MEA fall conference is good for students, families, educators

Recent conversations with 30 Minnesota educators about the MEA fall conference, Oct. 20-21, convinced me of several things. First, the traditional fall conference is a good deal for students, families and taxpayers. Second, the meeting has considerable value for many educators.
Chris Williams, Education Minnesota press secretary, pointed out that the teachers’ union makes approximately 110 workshops and speakers available at no cost to educators and parents. The union spent about $175,000 on the MEA conference last year.
The conference offers a vast array of workshops on practical issues. As several educators pointed out to me, teachers can pick sessions on subjects that they’ve identified as priorities, such as improving math or science instruction, discipline, working with gifted students or helping youngsters with eating disorders. So teachers from all over the state are learning how to be more effective. More information about the conference is available here: http://bit.ly/2dVHAgN.
The sessions don’t cost educators or their schools anything. This represents a huge savings for educators and taxpayers. Moreover, as each district or charter leader I talked with pointed out, teachers are not paid to attend the conference.
Traditionally some families have used the four-day weekend to take a mini-vacation. It is a useful break for many students and families. Some districts provide child care over the two days for families that need it.
Might more people attend if the conference were held during the summer?
Donald Sinner, president of Education Minnesota-Lakeville and a board member of Education Minnesota, told me: “(The conference) is perfectly placed in the fall; it is early enough in the school year that attendees can implement learning into their classrooms immediately. Attendance would not be as robust in the summer.”

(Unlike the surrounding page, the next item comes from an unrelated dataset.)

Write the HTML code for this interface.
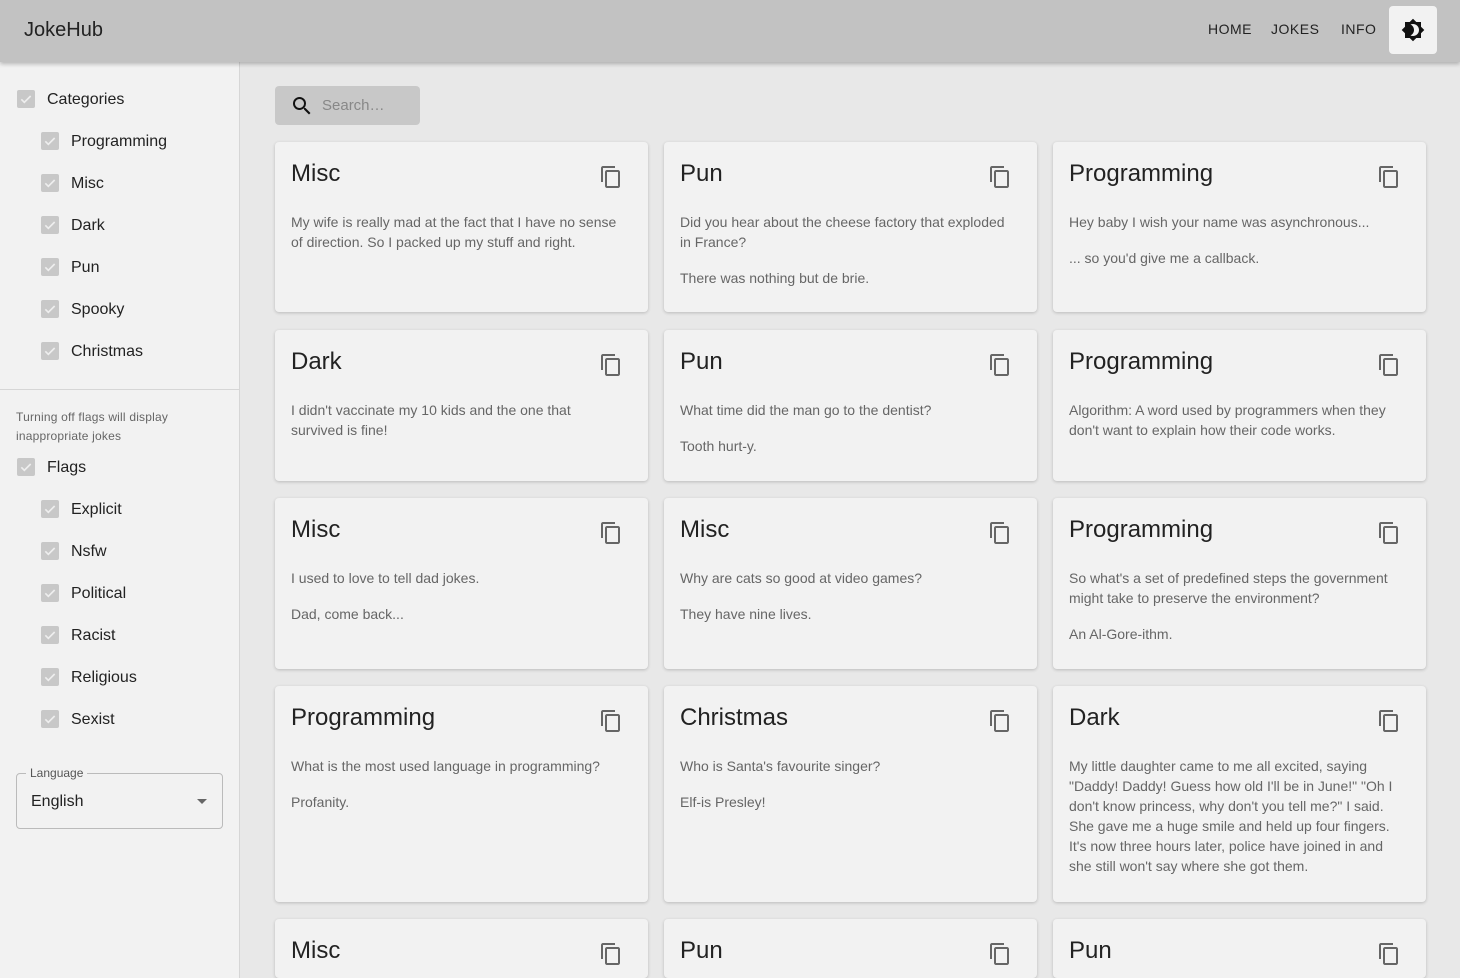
<!DOCTYPE html>
<html style="overflow:hidden;height:978px"><head><meta charset="utf-8"><style>
*{box-sizing:border-box;margin:0;padding:0}
body{width:1460px;height:978px;overflow:hidden;background:#e8e8e8;font-family:"Liberation Sans",sans-serif;color:#222;position:relative}
.hdr{position:absolute;left:0;top:0;width:1460px;height:62px;background:#c2c2c2;box-shadow:0 2px 4px rgba(0,0,0,.25);z-index:5}
.logo{position:absolute;left:24px;top:19px;font-size:20px;color:#222}
.nav{position:absolute;top:21px;font-size:14px;letter-spacing:.5px;color:#222}
.tbtn{position:absolute;left:1389px;top:6px;width:48px;height:48px;background:#f2f2f2;border-radius:4px}
.side{position:absolute;left:0;top:62px;width:240px;height:916px;background:#f2f2f2;border-right:1px solid #d6d6d6}
.cb{position:absolute;width:18px;height:18px;background:#c8c8c8;border-radius:2px}
.cb svg{position:absolute;left:1px;top:1px}
.lbl{position:absolute;font-size:16px;color:#222}
.note{position:absolute;left:16px;top:346px;font-size:12px;line-height:19px;color:#666;letter-spacing:.2px}
.sel{position:absolute;left:16px;top:711px;width:207px;height:56px;border:1px solid #bbb;border-radius:4px}
.search{position:absolute;left:275px;top:86px;width:145px;height:39px;background:#c8c8c8;border-radius:4px}
.card{position:absolute;width:373px;background:#f2f2f2;border-radius:4px;box-shadow:0 1px 3px rgba(0,0,0,.2)}
.card h2{position:absolute;left:16px;top:18px;font-size:24px;font-weight:normal;color:#222}
.card .cp{position:absolute;left:324px;top:23px}
.card .b{position:absolute;left:16px;top:70px;font-size:14px;line-height:20px;color:#666;white-space:nowrap}
.card .b p+p{margin-top:16px}
</style></head><body>
<div class="hdr">
<div class="logo">JokeHub</div>
<div class="nav" style="left:1208px">HOME</div>
<div class="nav" style="left:1271px">JOKES</div>
<div class="nav" style="left:1341px">INFO</div>
<div class="tbtn"><svg width="24" height="24" viewBox="0 0 24 24" style="position:absolute;left:12px;top:12px"><path fill="#111" d="M20 8.69V4h-4.69L12 .69 8.69 4H4v4.69L.69 12 4 15.31V20h4.69L12 23.31 15.31 20H20v-4.69L23.31 12 20 8.69zM12 18c-.89 0-1.740-.2-2.5-.55C11.56 16.5 13 14.42 13 12s-1.44-4.5-3.5-5.45C10.26 6.2 11.11 6 12 6c3.31 0 6 2.69 6 6s-2.69 6-6 6z"/></svg></div>
</div>
<div class="side">
<div style="position:absolute;left:0;top:327px;width:239px;height:1px;background:#d6d6d6"></div>
<div class="note">Turning off flags will display<br>inappropriate jokes</div>
<div class="sel"><div style="position:absolute;left:9px;top:-8px;background:#f2f2f2;padding:0 4px;font-size:12px;color:#555">Language</div><div style="position:absolute;left:14px;top:19px;font-size:16px;color:#222">English</div><svg width="24" height="24" viewBox="0 0 24 24" style="position:absolute;left:173px;top:15px"><path fill="#666" d="M7 10l5 5 5-5z"/></svg></div>
</div>
<div id="cbs"></div>
<div class="search"><svg width="24" height="24" viewBox="0 0 24 24" style="position:absolute;left:15px;top:8px"><path fill="#111" d="M15.5 14h-.79l-.28-.27A6.47 6.47 0 0016 9.5 6.5 6.5 0 109.5 16c1.61 0 3.09-.59 4.23-1.57l.27.28v.79l5 4.99L20.49 19l-4.99-5zm-6 0C7.01 14 5 11.99 5 9.5S7.01 5 9.5 5 14 7.01 14 9.5 11.99 14 9.5 14z"/></svg><div style="position:absolute;left:47px;top:11px;font-size:15px;color:#888">Search…</div></div>
<div id="cards"></div>
<script>
var items=[["Categories",16,99],["Programming",40,141],["Misc",40,183],["Dark",40,225],["Pun",40,267],["Spooky",40,309],["Christmas",40,351],["Flags",16,467],["Explicit",40,509],["Nsfw",40,551],["Political",40,593],["Racist",40,635],["Religious",40,677],["Sexist",40,719]];
var h="";items.forEach(function(i){h+='<div class="cb" style="left:'+(i[1]+1)+'px;top:'+(i[2]-9)+'px"><svg width="16" height="16" viewBox="0 0 24 24"><path fill="none" stroke="#eee" stroke-width="2.5" d="M5 12.5l4.5 4.5L19 7.5"/></svg></div><div class="lbl" style="left:'+(i[1]+31)+'px;top:'+(i[2]-8)+'px">'+i[0]+'</div>';});
document.getElementById("cbs").innerHTML=h;
var cols=[275,664,1053];
var rows=[[142,170],[330,151],[498,171],[686,216],[919,59]];
var cards=[
["Misc",["My wife is really mad at the fact that I have no sense<br>of direction. So I packed up my stuff and right."]],
["Pun",["Did you hear about the cheese factory that exploded<br>in France?","There was nothing but de brie."]],
["Programming",["Hey baby I wish your name was asynchronous...","... so you'd give me a callback."]],
["Dark",["I didn't vaccinate my 10 kids and the one that<br>survived is fine!"]],
["Pun",["What time did the man go to the dentist?","Tooth hurt-y."]],
["Programming",["Algorithm: A word used by programmers when they<br>don't want to explain how their code works."]],
["Misc",["I used to love to tell dad jokes.","Dad, come back..."]],
["Misc",["Why are cats so good at video games?","They have nine lives."]],
["Programming",["So what's a set of predefined steps the government<br>might take to preserve the environment?","An Al-Gore-ithm."]],
["Programming",["What is the most used language in programming?","Profanity."]],
["Christmas",["Who is Santa's favourite singer?","Elf-is Presley!"]],
["Dark",["My little daughter came to me all excited, saying<br>\"Daddy! Daddy! Guess how old I'll be in June!\" \"Oh I<br>don't know princess, why don't you tell me?\" I said.<br>She gave me a huge smile and held up four fingers.<br>It's now three hours later, police have joined in and<br>she still won't say where she got them."]],
["Misc",[]],["Pun",[]],["Pun",[]]];
var ic='<svg class="cp" width="24" height="24" viewBox="0 0 24 24"><path fill="#666" d="M16 1H4c-1.1 0-2 .9-2 2v14h2V3h12V1zm3 4H8c-1.1 0-2 .9-2 2v14c0 1.1.9 2 2 2h11c1.1 0 2-.9 2-2V7c0-1.1-.9-2-2-2zm0 16H8V7h11v14z"/></svg>';
h="";cards.forEach(function(c,i){var r=rows[Math.floor(i/3)];h+='<div class="card" style="left:'+cols[i%3]+'px;top:'+r[0]+'px;height:'+r[1]+'px"><h2>'+c[0]+'</h2>'+ic+'<div class="b">'+c[1].map(function(p){return '<p>'+p+'</p>'}).join('')+'</div></div>';});
document.getElementById("cards").innerHTML=h;
</script>
</body></html>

Allison LaBree Whittlef, Forest Lake Education Association president, explained: “While summer may seem like a better time for the conference, many educators fully immerse themselves in graduate programs, complete curriculum writing for the upcoming year, and continue to teach in summer school or other enrichment options. And, quite often, many teachers take on other employment opportunities to make ends meet. “
Cam Hedlund, executive director of the Lakes International Language Academy in Forest Lake, pointed out that other groups also meet at the same time. “Each year the Minnesota Council on the Teaching of Language and Cultures holds their conference over this break, and every four years, the Center for Advanced Research on Language Acquisition hosts an international conference in Minneapolis. Both of these are of great value to LILA teachers. We also sometimes send staff to required out-of-state International Baccalaureate training. They are welcome to attend MEA trainings.”

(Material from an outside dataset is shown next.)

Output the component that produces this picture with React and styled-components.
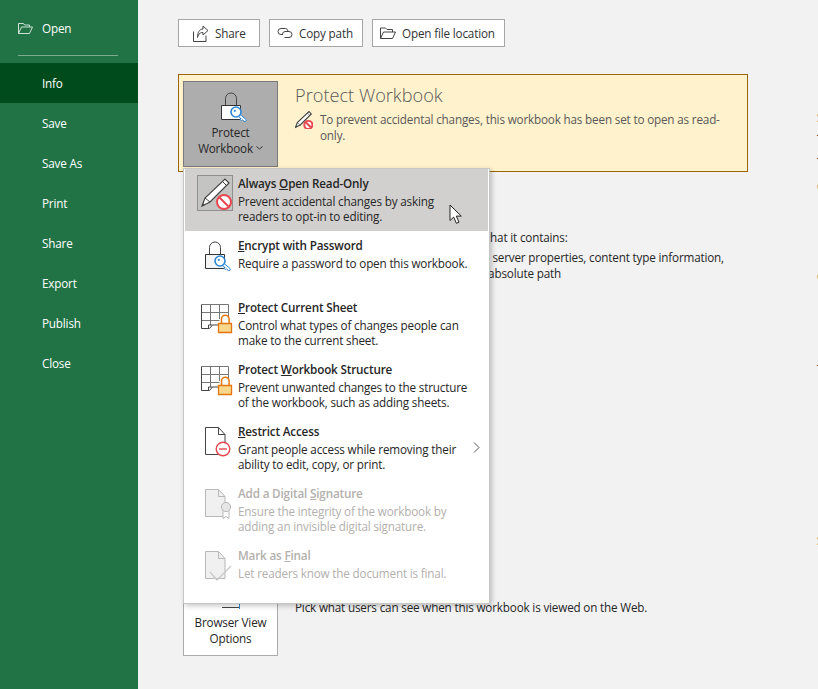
import React from 'react';
import styled, { createGlobalStyle } from 'styled-components';

const FONT = '"Open Sans", "Noto Sans", sans-serif';

const GlobalStyle = createGlobalStyle`
  html, body {
    margin: 0;
    overflow: hidden;
    background: #f2f2f2;
    font-family: ${FONT};
  }
`;

const Page = styled.div`
  position: relative;
  display: flex;
  width: 818px;
  height: 689px;
  overflow: hidden;
  background: #f2f2f2;
  font-size: 11.7px;
  letter-spacing: -0.17px;
  color: #262626;
`;

const Sidebar = styled.nav`
  flex: 0 0 138px;
  padding-top: 8px;
  box-sizing: border-box;
  background: #217346;
`;

const NavItem = styled.div`
  display: flex;
  align-items: center;
  height: 40px;
  padding-left: ${p => (p.$icon ? 18 : 42)}px;
  gap: 9px;
  color: #fff;
  background: ${p => (p.$active ? '#004b1c' : 'transparent')};
`;

const NavDivider = styled.div`
  height: 1px;
  width: 100px;
  margin: 7px 0 7px 18px;
  background: #7fab91;
`;

const Main = styled.main`
  display: flex;
  padding: 19px 0 0 40px;
`;

const Content = styled.div`
  flex: 0 0 570px;
  min-width: 0;
`;

const ButtonRow = styled.div`
  display: flex;
  gap: 9px;
`;

const ActionButton = styled.div`
  display: flex;
  align-items: center;
  box-sizing: border-box;
  width: ${p => p.$width}px;
  height: 28px;
  padding-left: ${p => p.$pad}px;
  gap: ${p => p.$gap}px;
  background: #fff;
  border: 1px solid #a6a6a6;
  color: #333;
`;

const Notice = styled.section`
  display: flex;
  box-sizing: border-box;
  height: 98px;
  margin-top: 27px;
  padding: 6px 0 0 4px;
  background: #fff2cc;
  border: 1px solid #9c6500;
`;

const BigButton = styled.div`
  flex: 0 0 95px;
  display: flex;
  flex-direction: column;
  align-items: center;
  box-sizing: border-box;
  height: 86px;
  padding-top: ${p => p.$top}px;
  background: ${p => (p.$pressed ? '#adadad' : '#fff')};
  border: 1px solid ${p => (p.$pressed ? '#7a7a7a' : '#ababab')};
  line-height: 16px;
  text-align: center;
  color: #262626;
`;

const ButtonIcon = styled.div`
  margin-bottom: ${p => p.$space}px;
`;

const DropLabel = styled.span`
  display: flex;
  align-items: center;
  gap: 3px;
`;

const NoticeBody = styled.div`
  margin-left: 17px;
  padding-top: 1px;
`;

const NoticeTitle = styled.div`
  font-size: 18.2px;
  font-weight: 300;
  letter-spacing: 0;
  line-height: 26px;
  color: #595959;
`;

const NoticeLine = styled.div`
  display: flex;
  gap: 7px;
  margin-top: 3px;
  line-height: 16px;
  color: #595959;
`;

const NoticeText = styled.div`
  width: 405px;
`;

const InspectBlock = styled.section`
  height: 60px;
  margin: 57px 0 0 117px;
  line-height: 16px;
`;

const Bullet = styled.div`
  width: 414px;
  margin: 4px 0 0 4px;
  padding-left: 17px;
`;

const BrowserSection = styled.section`
  display: flex;
  height: 86px;
  margin-top: 281px;
  padding-left: 5px;
`;

const BrowserText = styled.div`
  margin-left: 17px;
  padding-top: 29px;
  line-height: 16px;
`;

const PropColumn = styled.aside`
  flex: 0 0 auto;
  margin-left: 69px;
  white-space: nowrap;
`;

const PropLabel = styled.div`
  height: 16px;
  line-height: 16px;
  margin-top: ${p => p.$top}px;
`;

const Menu = styled.div`
  position: absolute;
  left: 183px;
  top: 168px;
  width: 307px;
  box-sizing: border-box;
  padding: 0 1px;
  background: #fff;
  border: 1px solid #c6c6c6;
  box-shadow: 2px 2px 5px rgba(0, 0, 0, 0.22);
`;

const MenuItem = styled.div`
  position: relative;
  display: flex;
  height: 62px;
  box-sizing: border-box;
  padding: 6px 0 0 12px;
  gap: 5px;
  background: ${p => (p.$hot ? '#d2d0ce' : 'transparent')};
  color: ${p => (p.$off ? '#b3b0ad' : '#262626')};
`;

const IconBox = styled.div`
  flex: 0 0 36px;
  display: flex;
  align-items: center;
  justify-content: center;
  height: 36px;
  box-sizing: border-box;
  background: ${p => (p.$hot ? '#c4c4c2' : 'transparent')};
  outline: ${p => (p.$hot ? '1px solid #8f8f8d' : 'none')};
  outline-offset: -1px;
`;

const MenuText = styled.div`
  margin-top: -1px;
`;

const MenuTitle = styled.div`
  font-weight: 600;
  line-height: 18px;
  color: ${p => (p.$off ? '#b3b0ad' : '#262626')};
`;

const MenuDesc = styled.div`
  line-height: 15px;
  margin-top: 2px;
  white-space: pre-line;
`;

const Caret = styled.svg`
  position: absolute;
  right: 8px;
  top: 25px;
`;

const Pointer = styled.svg`
  position: absolute;
  left: 449px;
  top: 204px;
`;

const InkIcon = styled.svg`
  display: block;
  flex: 0 0 auto;
`;

const OpenIcon = () => (
  <InkIcon width="15" height="12" viewBox="0 0 15 12" fill="none" stroke="#cfe0d6">
    <path d="M.5 11.5V1.5h5l1 1.5h5V5M.5 11.5h11l3-6.5H3.5z" />
  </InkIcon>
);

const ShareIcon = () => (
  <InkIcon width="16" height="17" viewBox="0 0 16 17" fill="none" stroke="#444">
    <path d="M.5 6.5v10h12.5v-6" />
    <path d="M10 1l5 4.5-5 4.5V7.5C7.5 7.500 5.500 8.500 4.500 12.500 4.500 7.500 6.500 4 10 4z" />
  </InkIcon>
);

const LinkIcon = () => (
  <InkIcon width="16" height="12" viewBox="0 0 16 12" fill="none" stroke="#444">
    <path d="M6 7.500H4A3 3 0 0 1 4 1.500h4.500A3 3 0 0 1 11 4" />
    <path d="M5.500 8A3 3 0 0 1 8 4.500h4a3 3 0 0 1 0 6H7.500" />
  </InkIcon>
);

const FolderIcon = () => (
  <InkIcon width="16" height="12" viewBox="0 0 16 12" fill="none" stroke="#444">
    <path d="M.5 11.500V1h5l1.500 1.500h5.500V5M.5 11.500h12l3-6.500H3.500z" />
  </InkIcon>
);

const LockKey = ({ body }) => (
  <InkIcon width="32" height="32" viewBox="0 0 32 32">
    <path d="M10.500 15V8.500a5.500 5.500 0 0 1 11 0V15" fill="none" stroke="#444" />
    <path d="M6.500 15.500h19v14h-19z" fill={body} stroke="#333" />
    <path d="M24 23.500l7.500 6.500-1.500 2-2.800-2.300-1 .9-1-1 .8-1-4-3.500z" fill="#fff" stroke="#2b88d8" />
    <circle cx="21" cy="22" r="5" fill="#fff" stroke="#2b88d8" strokeWidth="1.600" />
    <circle cx="19.800" cy="20.800" r="1.100" fill="#2b88d8" />
  </InkIcon>
);

const NoEdit = ({ small }) => (
  <InkIcon
    width={small ? 18 : 36}
    height={small ? 18 : 36}
    viewBox={small ? '4 3 31 31' : '0 0 36 36'}
  >
    <path d="M5 31l3-8L28 4l4 4-19 19z" fill="#fff" stroke="#444" strokeWidth={small ? 2 : 1.2} />
    <path d="M8 23l5 4M25.500 6.500l4 4" fill="none" stroke="#444" strokeWidth="1" />
    <path d="M5 31l1-3 2 2z" fill="#444" />
    <circle cx="27" cy="27" r="7" fill="#fff" stroke="#e8474f" strokeWidth={small ? 3.4 : 2} />
    <path d="M22.500 22.500l9 9" stroke="#e8474f" strokeWidth={small ? 3.4 : 2} />
  </InkIcon>
);

const SheetLock = () => (
  <InkIcon width="36" height="36" viewBox="0 0 36 36">
    <path d="M4.500 29.500V5.500h27v18h-9l-3 6z" fill="#fff" />
    <path d="M4.500 13.500h27M4.500 21.500h18M13.500 5.500V26M22.500 5.500V20" fill="none" stroke="#767676" />
    <path d="M4.500 5.500h27V18" fill="none" stroke="#767676" />
    <path d="M4.500 5.500v24h8l3-3.500h6" fill="none" stroke="#444" />
    <path d="M11.500 29.500v-3.500h4" fill="none" stroke="#444" />
    <path d="M24.500 24v-4a3.800 3.800 0 0 1 7.600 0v4" fill="none" stroke="#e3760f" strokeWidth="1.500" />
    <path d="M21.500 24.500h13v9h-13z" fill="#f9d78d" stroke="#e3760f" strokeWidth="1.300" />
  </InkIcon>
);

const PageShape = ({ stroke, fill }) => (
  <>
    <path d="M8.500 4.500h13l6.500 7v20h-19.500z" fill={fill} stroke={stroke} />
    <path d="M21.500 4.500v7h6.500" fill="none" stroke={stroke} />
  </>
);

const RestrictIcon = () => (
  <InkIcon width="36" height="36" viewBox="0 0 36 36">
    <PageShape stroke="#444" fill="#fff" />
    <circle cx="26" cy="26" r="6.800" fill="#fff" stroke="#e8474f" strokeWidth="1.400" />
    <path d="M22 26h8" stroke="#e8474f" strokeWidth="1.400" />
  </InkIcon>
);

const SignatureIcon = () => (
  <InkIcon width="36" height="36" viewBox="0 0 36 36">
    <PageShape stroke="#b8b8b8" fill="#f0f0f0" />
    <path d="M26 25v8.500l3-2 3 2V25" fill="#fff" stroke="#b8b8b8" />
    <circle cx="29" cy="22" r="4.600" fill="#e6e6e6" stroke="#b8b8b8" />
  </InkIcon>
);

const FinalIcon = () => (
  <InkIcon width="36" height="36" viewBox="0 0 36 36">
    <PageShape stroke="#b8b8b8" fill="#f0f0f0" />
    <path d="M13 25l7 8 14-14" fill="none" stroke="#c8c8c8" strokeWidth="1.300" />
  </InkIcon>
);

const BrowserIcon = () => (
  <InkIcon width="20" height="32" viewBox="0 0 20 32" fill="none" stroke="#444">
    <path d="M1 20.500h15M1 25.500h17" />
    <path d="M18.500 21v6" stroke="#2b88d8" />
  </InkIcon>
);

const DropChevron = () => (
  <svg width="7" height="4" viewBox="0 0 7 4" fill="none" stroke="#333">
    <path d="M.5.5l3 2.500 3-2.500" />
  </svg>
);

const MENU = [
  { key: 'read', hot: true, icon: <NoEdit />, title: <>Always <u>O</u>pen Read-Only</>, desc: 'Prevent accidental changes by asking\nreaders to opt-in to editing.' },
  { key: 'encrypt', icon: <LockKey body="#f5f5f5" />, title: <><u>E</u>ncrypt with Password</>, desc: 'Require a password to open this workbook.' },
  { key: 'sheet', icon: <SheetLock />, title: <><u>P</u>rotect Current Sheet</>, desc: 'Control what types of changes people can\nmake to the current sheet.' },
  { key: 'structure', icon: <SheetLock />, title: <>Protect <u>W</u>orkbook Structure</>, desc: 'Prevent unwanted changes to the structure\nof the workbook, such as adding sheets.' },
  { key: 'restrict', icon: <RestrictIcon />, caret: true, title: <><u>R</u>estrict Access</>, desc: 'Grant people access while removing their\nability to edit, copy, or print.' },
  { key: 'signature', off: true, icon: <SignatureIcon />, title: <>Add a Digital <u>S</u>ignature</>, desc: 'Ensure the integrity of the workbook by\nadding an invisible digital signature.' },
  { key: 'final', off: true, icon: <FinalIcon />, title: <>Mark as <u>F</u>inal</>, desc: 'Let readers know the document is final.' },
];

const NAV = ['Save', 'Save As', 'Print', 'Share', 'Export', 'Publish', 'Close'];

export default function App() {
  return (
    <Page>
      <GlobalStyle />
      <Sidebar>
        <NavItem $icon><OpenIcon />Open</NavItem>
        <NavDivider />
        <NavItem $active>Info</NavItem>
        {NAV.map(name => <NavItem key={name}>{name}</NavItem>)}
      </Sidebar>

      <Main>
        <Content>
          <ButtonRow>
            <ActionButton $width={82} $pad={14} $gap={6}><ShareIcon />Share</ActionButton>
            <ActionButton $width={94} $pad={7} $gap={6}><LinkIcon />Copy path</ActionButton>
            <ActionButton $width={133} $pad={7} $gap={6}><FolderIcon />Open file location</ActionButton>
          </ButtonRow>

          <Notice>
            <BigButton $pressed $top={8}>
              <ButtonIcon $space={2}><LockKey body="#fff" /></ButtonIcon>
              <span>Protect</span>
              <DropLabel>Workbook <DropChevron /></DropLabel>
            </BigButton>
            <NoticeBody>
              <NoticeTitle>Protect Workbook</NoticeTitle>
              <NoticeLine>
                <NoEdit small />
                <NoticeText>To prevent accidental changes, this workbook has been set to open as read-only.</NoticeText>
              </NoticeLine>
            </NoticeBody>
          </Notice>

          <InspectBlock>
            <div>Before publishing this file, be aware that it contains:</div>
            <Bullet>Document properties, document server properties, content type information, printer path, author's name and absolute path</Bullet>
          </InspectBlock>

          <BrowserSection>
            <BigButton $top={11}>
              <BrowserIcon />
              <span>Browser View</span>
              <span>Options</span>
            </BigButton>
            <BrowserText>Pick what users can see when this workbook is viewed on the Web.</BrowserText>
          </BrowserSection>
        </Content>

        <PropColumn>
          <PropLabel $top={90}>Size</PropLabel>
          <PropLabel $top={6}>Title</PropLabel>
          <PropLabel $top={7}>Tags</PropLabel>
          <PropLabel $top={8}>Categories</PropLabel>
          <PropLabel $top={74}>Comments</PropLabel>
          <PropLabel $top={77}>Template</PropLabel>
          <PropLabel $top={155}>Show All Properties</PropLabel>
        </PropColumn>
      </Main>

      <Menu>
        {MENU.map(item => (
          <MenuItem key={item.key} $hot={item.hot} $off={item.off}>
            <IconBox $hot={item.hot}>{item.icon}</IconBox>
            <MenuText>
              <MenuTitle $off={item.off}>{item.title}</MenuTitle>
              <MenuDesc>{item.desc}</MenuDesc>
            </MenuText>
            {item.caret && (
              <Caret width="7" height="11" viewBox="0 0 7 11" fill="none" stroke="#555">
                <path d="M1 .5l5 5-5 5" />
              </Caret>
            )}
          </MenuItem>
        ))}
      </Menu>

      <Pointer width="15" height="21" viewBox="0 0 15 21">
        <path d="M1 1v15.500l3.700-3.400 2.700 6.200 2.600-1.100-2.700-6.100h5z" fill="#fff" stroke="#222" />
      </Pointer>
    </Page>
  );
}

North Branch Area Public Schools Superintendent Deb Henton wrote: “North Branch Area Public Schools does not hold school on Education Minnesota state conference days. This has been a long-standing practice as we believe it is important to allow staff the opportunity to attend these professional development sessions. The wide array of offerings provided at the conference are relevant to many of our staff; and that learning is brought back and applied in our continual focus on boosting student achievement. We leave it to the professional judgment of staff as to whether they go to the conference and which sessions they attend.
“The timing of the conference has come to be an expected break for many families. Changing to a summer conference might please some, but others may be disappointed at the loss of a four-day fall weekend to plan family activities. In addition, staff have been asked to do more and more in the summer, and this would add to time taken away from summer breaks, or conflict with days local districts use for summer professional development.”